» CHALLENGE
Sort through the entries below and pull out lines containing the word "screenshot".

+--

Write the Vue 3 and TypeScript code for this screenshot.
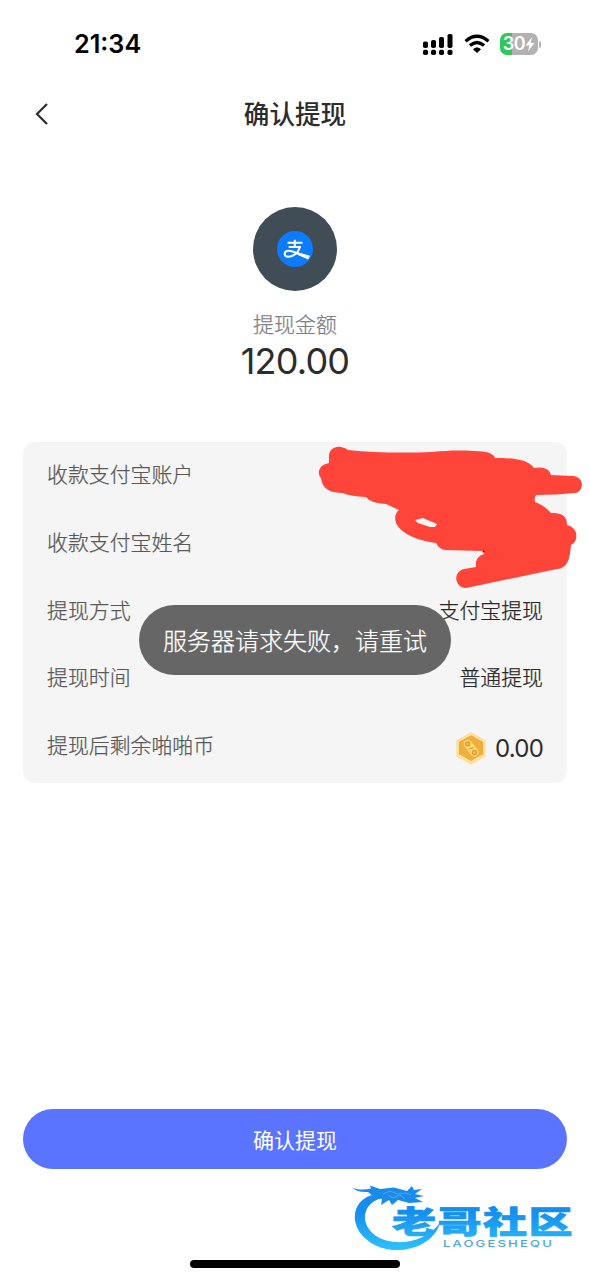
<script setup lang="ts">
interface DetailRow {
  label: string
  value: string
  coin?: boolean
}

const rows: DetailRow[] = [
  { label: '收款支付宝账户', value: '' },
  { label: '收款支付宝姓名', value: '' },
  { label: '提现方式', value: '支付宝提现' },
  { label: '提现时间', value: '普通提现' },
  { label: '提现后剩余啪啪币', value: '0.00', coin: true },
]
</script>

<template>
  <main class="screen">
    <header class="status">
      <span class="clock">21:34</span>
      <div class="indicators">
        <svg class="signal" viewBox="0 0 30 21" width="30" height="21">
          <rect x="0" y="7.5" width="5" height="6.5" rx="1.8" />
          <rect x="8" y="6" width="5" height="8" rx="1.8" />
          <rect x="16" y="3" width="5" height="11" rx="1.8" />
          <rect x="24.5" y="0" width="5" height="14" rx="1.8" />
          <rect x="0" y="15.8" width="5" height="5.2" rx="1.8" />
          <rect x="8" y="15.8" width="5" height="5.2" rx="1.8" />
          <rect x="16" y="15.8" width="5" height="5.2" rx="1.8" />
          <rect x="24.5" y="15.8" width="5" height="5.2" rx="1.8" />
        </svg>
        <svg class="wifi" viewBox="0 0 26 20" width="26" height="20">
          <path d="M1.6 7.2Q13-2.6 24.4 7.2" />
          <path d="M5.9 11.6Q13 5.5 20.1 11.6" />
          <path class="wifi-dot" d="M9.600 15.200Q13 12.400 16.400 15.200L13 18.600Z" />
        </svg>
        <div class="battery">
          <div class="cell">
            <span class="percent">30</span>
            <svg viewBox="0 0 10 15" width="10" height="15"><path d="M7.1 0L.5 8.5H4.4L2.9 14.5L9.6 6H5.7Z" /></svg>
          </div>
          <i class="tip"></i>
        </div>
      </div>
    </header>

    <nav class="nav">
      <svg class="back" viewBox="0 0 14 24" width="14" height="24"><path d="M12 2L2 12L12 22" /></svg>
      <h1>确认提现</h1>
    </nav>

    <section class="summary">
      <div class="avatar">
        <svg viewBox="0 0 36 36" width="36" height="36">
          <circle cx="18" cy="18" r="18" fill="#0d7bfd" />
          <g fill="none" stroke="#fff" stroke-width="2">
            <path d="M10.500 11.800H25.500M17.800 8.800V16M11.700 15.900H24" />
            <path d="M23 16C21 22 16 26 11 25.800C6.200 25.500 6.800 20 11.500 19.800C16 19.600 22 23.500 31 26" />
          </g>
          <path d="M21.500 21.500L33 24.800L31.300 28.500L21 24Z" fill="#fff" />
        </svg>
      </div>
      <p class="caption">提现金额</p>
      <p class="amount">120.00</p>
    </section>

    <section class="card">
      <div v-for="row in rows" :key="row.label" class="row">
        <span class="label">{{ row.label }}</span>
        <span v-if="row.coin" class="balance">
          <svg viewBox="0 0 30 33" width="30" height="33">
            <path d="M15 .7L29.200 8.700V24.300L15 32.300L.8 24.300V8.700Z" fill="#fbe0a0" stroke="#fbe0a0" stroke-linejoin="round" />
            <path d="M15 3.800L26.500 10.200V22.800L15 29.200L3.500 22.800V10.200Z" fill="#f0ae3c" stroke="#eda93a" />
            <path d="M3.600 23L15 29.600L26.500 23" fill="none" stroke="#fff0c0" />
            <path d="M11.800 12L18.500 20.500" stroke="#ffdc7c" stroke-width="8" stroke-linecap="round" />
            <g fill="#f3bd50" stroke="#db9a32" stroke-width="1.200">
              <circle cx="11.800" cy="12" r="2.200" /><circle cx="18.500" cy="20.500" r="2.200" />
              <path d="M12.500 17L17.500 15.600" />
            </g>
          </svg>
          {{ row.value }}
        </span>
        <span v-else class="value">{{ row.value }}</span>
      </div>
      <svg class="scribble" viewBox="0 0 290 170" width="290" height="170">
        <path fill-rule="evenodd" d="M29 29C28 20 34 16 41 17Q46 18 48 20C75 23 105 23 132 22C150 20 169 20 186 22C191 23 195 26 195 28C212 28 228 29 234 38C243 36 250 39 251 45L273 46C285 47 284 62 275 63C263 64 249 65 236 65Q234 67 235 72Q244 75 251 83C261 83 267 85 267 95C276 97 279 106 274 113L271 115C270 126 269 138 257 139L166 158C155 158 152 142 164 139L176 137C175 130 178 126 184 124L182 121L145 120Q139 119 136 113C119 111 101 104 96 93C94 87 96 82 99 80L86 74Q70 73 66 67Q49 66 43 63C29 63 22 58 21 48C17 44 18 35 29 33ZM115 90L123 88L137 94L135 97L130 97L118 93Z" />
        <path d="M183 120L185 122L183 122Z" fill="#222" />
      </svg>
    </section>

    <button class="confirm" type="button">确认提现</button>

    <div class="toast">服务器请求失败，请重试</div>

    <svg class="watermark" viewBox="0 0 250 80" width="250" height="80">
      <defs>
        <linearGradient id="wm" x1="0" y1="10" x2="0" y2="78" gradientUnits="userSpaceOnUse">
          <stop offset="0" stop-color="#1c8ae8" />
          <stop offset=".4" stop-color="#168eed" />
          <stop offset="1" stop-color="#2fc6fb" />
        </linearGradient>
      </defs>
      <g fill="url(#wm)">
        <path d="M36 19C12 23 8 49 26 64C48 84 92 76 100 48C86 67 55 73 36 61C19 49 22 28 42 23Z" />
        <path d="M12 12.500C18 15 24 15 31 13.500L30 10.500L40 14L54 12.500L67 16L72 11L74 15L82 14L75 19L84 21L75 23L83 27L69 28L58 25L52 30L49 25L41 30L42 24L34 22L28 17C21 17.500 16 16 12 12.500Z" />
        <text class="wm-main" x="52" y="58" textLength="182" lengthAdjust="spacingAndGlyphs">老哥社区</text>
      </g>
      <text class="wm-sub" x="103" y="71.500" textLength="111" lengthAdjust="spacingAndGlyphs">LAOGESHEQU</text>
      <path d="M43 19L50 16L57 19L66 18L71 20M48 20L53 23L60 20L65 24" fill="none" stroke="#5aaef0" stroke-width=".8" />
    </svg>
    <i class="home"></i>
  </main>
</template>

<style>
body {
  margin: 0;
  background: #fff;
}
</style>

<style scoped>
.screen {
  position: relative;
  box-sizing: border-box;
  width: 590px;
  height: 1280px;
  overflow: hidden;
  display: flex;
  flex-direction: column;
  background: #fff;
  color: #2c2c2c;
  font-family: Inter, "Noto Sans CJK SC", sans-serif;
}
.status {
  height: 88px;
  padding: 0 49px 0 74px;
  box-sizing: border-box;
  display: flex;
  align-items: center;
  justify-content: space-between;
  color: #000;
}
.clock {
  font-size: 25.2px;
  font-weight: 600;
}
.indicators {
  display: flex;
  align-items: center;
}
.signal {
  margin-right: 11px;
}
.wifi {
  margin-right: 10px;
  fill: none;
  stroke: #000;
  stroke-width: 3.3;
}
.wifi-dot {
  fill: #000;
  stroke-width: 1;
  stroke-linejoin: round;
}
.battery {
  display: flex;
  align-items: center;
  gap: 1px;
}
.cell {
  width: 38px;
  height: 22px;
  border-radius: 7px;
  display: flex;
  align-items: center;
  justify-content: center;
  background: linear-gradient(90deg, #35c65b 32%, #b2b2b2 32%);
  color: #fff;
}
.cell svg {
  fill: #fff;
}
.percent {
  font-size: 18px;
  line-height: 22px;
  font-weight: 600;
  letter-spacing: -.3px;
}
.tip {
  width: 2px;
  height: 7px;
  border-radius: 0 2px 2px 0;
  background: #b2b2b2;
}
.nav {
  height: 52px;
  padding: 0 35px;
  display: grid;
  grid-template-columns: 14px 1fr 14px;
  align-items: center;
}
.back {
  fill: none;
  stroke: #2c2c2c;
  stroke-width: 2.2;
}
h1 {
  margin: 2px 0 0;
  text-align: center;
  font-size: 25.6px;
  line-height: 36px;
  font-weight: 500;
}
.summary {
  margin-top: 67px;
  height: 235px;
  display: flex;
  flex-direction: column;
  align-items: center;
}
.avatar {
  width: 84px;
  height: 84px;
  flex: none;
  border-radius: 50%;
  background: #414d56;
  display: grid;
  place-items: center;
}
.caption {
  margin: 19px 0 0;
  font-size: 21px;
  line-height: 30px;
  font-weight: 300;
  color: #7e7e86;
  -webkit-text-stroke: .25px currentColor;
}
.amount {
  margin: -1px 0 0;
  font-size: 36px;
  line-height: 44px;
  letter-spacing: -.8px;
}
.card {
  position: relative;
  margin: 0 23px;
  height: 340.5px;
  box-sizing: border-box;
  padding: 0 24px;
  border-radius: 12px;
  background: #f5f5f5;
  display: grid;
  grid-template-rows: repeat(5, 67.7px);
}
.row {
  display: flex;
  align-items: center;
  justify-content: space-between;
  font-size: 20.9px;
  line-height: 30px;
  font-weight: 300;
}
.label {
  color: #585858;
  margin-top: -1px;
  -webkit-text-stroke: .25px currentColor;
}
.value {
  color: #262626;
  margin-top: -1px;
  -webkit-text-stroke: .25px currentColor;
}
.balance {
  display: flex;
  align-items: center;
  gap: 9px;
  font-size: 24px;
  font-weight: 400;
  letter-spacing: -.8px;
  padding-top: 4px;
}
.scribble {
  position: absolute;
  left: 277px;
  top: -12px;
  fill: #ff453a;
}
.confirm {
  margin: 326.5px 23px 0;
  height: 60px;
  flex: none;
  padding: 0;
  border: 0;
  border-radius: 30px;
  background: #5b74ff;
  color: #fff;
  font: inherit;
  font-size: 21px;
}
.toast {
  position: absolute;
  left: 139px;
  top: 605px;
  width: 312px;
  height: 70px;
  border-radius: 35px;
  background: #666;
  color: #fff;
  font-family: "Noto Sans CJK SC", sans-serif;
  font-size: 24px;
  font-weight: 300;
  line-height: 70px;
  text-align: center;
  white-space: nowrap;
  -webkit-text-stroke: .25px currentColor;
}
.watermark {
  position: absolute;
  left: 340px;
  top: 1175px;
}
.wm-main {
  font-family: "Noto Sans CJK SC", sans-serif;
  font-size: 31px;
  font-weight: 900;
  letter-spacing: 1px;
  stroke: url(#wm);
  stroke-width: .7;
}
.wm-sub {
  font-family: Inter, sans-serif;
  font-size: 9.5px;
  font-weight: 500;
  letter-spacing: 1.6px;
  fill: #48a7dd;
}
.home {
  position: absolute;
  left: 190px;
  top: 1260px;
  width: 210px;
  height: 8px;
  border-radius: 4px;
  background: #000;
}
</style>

+--

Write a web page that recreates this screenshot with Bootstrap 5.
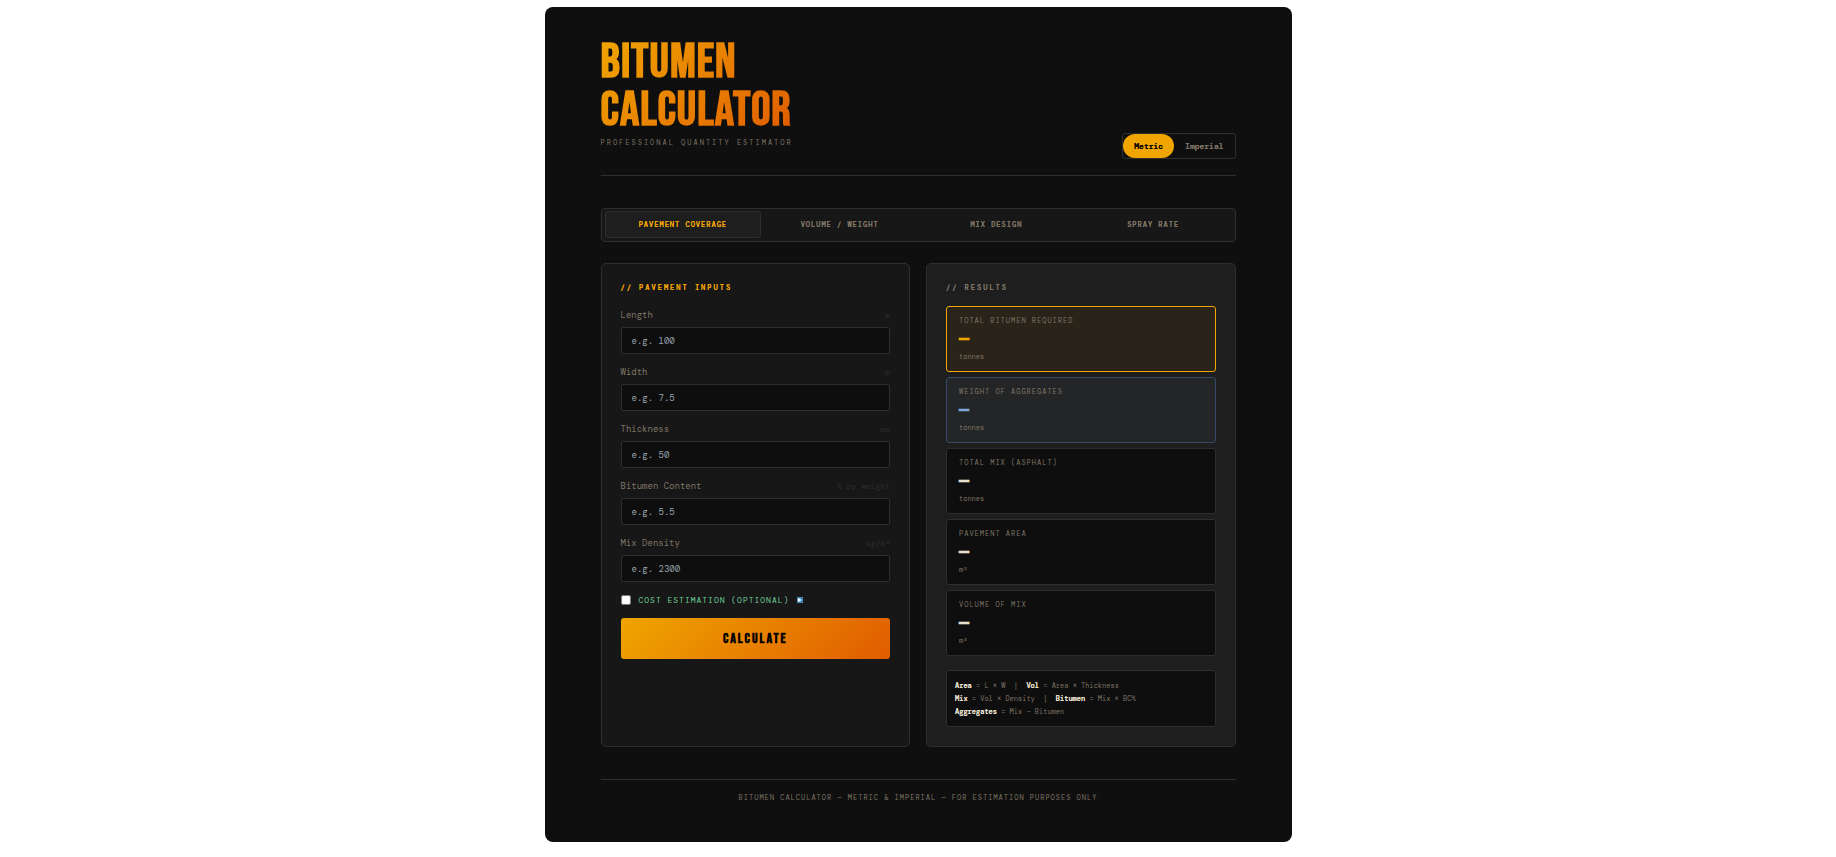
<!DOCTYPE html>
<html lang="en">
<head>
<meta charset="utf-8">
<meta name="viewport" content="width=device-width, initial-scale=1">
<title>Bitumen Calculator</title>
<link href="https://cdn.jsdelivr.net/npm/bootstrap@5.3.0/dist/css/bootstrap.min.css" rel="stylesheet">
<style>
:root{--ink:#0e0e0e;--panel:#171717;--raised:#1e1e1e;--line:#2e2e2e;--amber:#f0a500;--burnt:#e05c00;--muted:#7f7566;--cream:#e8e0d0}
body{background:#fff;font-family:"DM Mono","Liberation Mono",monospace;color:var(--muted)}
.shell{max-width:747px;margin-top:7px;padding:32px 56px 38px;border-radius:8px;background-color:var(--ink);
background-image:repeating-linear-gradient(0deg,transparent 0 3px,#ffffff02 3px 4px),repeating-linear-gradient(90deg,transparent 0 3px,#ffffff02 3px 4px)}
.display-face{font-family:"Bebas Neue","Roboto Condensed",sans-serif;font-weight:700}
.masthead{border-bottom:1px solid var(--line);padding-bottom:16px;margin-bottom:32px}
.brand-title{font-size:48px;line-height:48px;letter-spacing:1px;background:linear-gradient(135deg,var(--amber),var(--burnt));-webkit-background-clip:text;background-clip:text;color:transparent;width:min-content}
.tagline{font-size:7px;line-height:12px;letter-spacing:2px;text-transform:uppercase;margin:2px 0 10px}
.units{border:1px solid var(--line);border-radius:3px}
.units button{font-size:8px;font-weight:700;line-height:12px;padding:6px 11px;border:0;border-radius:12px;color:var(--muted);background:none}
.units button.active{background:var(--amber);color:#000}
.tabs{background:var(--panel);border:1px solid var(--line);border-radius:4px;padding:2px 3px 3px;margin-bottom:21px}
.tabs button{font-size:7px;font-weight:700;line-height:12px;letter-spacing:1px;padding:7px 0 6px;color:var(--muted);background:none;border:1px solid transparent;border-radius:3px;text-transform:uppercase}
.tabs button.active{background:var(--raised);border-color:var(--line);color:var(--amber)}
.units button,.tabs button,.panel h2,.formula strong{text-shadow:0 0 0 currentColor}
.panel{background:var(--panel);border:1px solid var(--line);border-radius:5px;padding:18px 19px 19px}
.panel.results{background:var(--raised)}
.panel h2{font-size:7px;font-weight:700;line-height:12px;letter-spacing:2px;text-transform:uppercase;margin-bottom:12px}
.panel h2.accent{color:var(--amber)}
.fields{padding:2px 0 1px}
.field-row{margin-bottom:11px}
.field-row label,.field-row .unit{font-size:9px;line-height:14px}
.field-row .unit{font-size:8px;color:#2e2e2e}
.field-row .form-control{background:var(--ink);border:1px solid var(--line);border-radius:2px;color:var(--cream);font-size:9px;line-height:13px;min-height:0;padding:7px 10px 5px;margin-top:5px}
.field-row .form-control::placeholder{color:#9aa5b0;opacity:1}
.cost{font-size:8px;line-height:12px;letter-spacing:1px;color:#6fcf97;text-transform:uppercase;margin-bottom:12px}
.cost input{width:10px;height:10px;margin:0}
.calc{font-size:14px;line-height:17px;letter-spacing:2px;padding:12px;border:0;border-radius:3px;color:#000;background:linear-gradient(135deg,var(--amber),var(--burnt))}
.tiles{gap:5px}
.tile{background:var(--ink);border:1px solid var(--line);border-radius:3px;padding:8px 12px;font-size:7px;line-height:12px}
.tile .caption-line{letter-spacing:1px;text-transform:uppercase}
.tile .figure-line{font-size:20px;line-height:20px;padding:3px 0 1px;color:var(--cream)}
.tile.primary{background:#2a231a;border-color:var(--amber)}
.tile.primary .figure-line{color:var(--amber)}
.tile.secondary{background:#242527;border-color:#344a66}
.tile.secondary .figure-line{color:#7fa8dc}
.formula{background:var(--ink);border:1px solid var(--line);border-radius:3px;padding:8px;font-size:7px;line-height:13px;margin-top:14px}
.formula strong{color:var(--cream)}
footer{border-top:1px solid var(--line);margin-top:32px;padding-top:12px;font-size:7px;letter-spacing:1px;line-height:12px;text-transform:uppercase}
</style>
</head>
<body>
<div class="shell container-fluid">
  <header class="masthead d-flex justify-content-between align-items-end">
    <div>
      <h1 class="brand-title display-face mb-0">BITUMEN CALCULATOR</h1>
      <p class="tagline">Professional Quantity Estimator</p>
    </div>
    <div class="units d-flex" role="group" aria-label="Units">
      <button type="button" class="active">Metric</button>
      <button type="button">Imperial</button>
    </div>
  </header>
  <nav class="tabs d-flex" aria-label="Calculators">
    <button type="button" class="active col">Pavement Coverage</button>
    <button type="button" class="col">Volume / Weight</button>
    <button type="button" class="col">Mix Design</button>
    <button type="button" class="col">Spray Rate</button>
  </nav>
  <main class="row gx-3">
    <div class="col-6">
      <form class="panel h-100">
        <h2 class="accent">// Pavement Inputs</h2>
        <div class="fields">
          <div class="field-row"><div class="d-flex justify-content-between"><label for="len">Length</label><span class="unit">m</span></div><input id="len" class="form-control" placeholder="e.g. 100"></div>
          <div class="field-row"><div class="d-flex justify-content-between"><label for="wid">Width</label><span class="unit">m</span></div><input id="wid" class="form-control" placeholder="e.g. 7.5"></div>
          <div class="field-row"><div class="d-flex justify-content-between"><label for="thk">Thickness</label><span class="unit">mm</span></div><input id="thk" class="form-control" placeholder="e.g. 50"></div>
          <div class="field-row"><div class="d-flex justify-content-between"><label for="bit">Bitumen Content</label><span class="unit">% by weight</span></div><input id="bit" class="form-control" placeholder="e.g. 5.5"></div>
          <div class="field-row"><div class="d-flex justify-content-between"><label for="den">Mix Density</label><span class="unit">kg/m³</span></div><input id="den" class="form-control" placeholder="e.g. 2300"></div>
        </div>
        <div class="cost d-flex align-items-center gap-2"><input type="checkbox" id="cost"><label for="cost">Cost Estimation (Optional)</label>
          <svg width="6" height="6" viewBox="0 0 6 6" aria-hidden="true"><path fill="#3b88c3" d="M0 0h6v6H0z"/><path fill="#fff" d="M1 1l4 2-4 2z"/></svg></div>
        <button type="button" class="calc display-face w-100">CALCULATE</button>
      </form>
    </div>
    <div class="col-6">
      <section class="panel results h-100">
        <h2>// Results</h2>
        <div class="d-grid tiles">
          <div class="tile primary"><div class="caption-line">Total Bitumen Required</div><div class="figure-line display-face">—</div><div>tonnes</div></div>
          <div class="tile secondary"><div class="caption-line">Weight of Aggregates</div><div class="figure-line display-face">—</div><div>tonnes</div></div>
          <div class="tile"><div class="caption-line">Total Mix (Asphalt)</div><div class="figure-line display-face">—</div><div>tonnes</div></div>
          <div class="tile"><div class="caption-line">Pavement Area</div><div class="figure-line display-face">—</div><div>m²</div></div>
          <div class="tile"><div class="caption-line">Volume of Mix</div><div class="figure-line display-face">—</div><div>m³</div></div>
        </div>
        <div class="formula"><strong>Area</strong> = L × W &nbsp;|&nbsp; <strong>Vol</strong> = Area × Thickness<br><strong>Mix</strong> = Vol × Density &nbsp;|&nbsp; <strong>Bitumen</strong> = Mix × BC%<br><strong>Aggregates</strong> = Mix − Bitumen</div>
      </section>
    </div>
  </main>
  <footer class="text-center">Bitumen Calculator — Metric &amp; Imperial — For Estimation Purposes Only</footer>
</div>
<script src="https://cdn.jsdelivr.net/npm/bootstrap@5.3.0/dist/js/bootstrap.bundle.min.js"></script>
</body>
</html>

+--

» SOLUTION TO THIS PROBLEM
Write the Vue 3 and TypeScript code for this screenshot.
Write a web page that recreates this screenshot with Bootstrap 5.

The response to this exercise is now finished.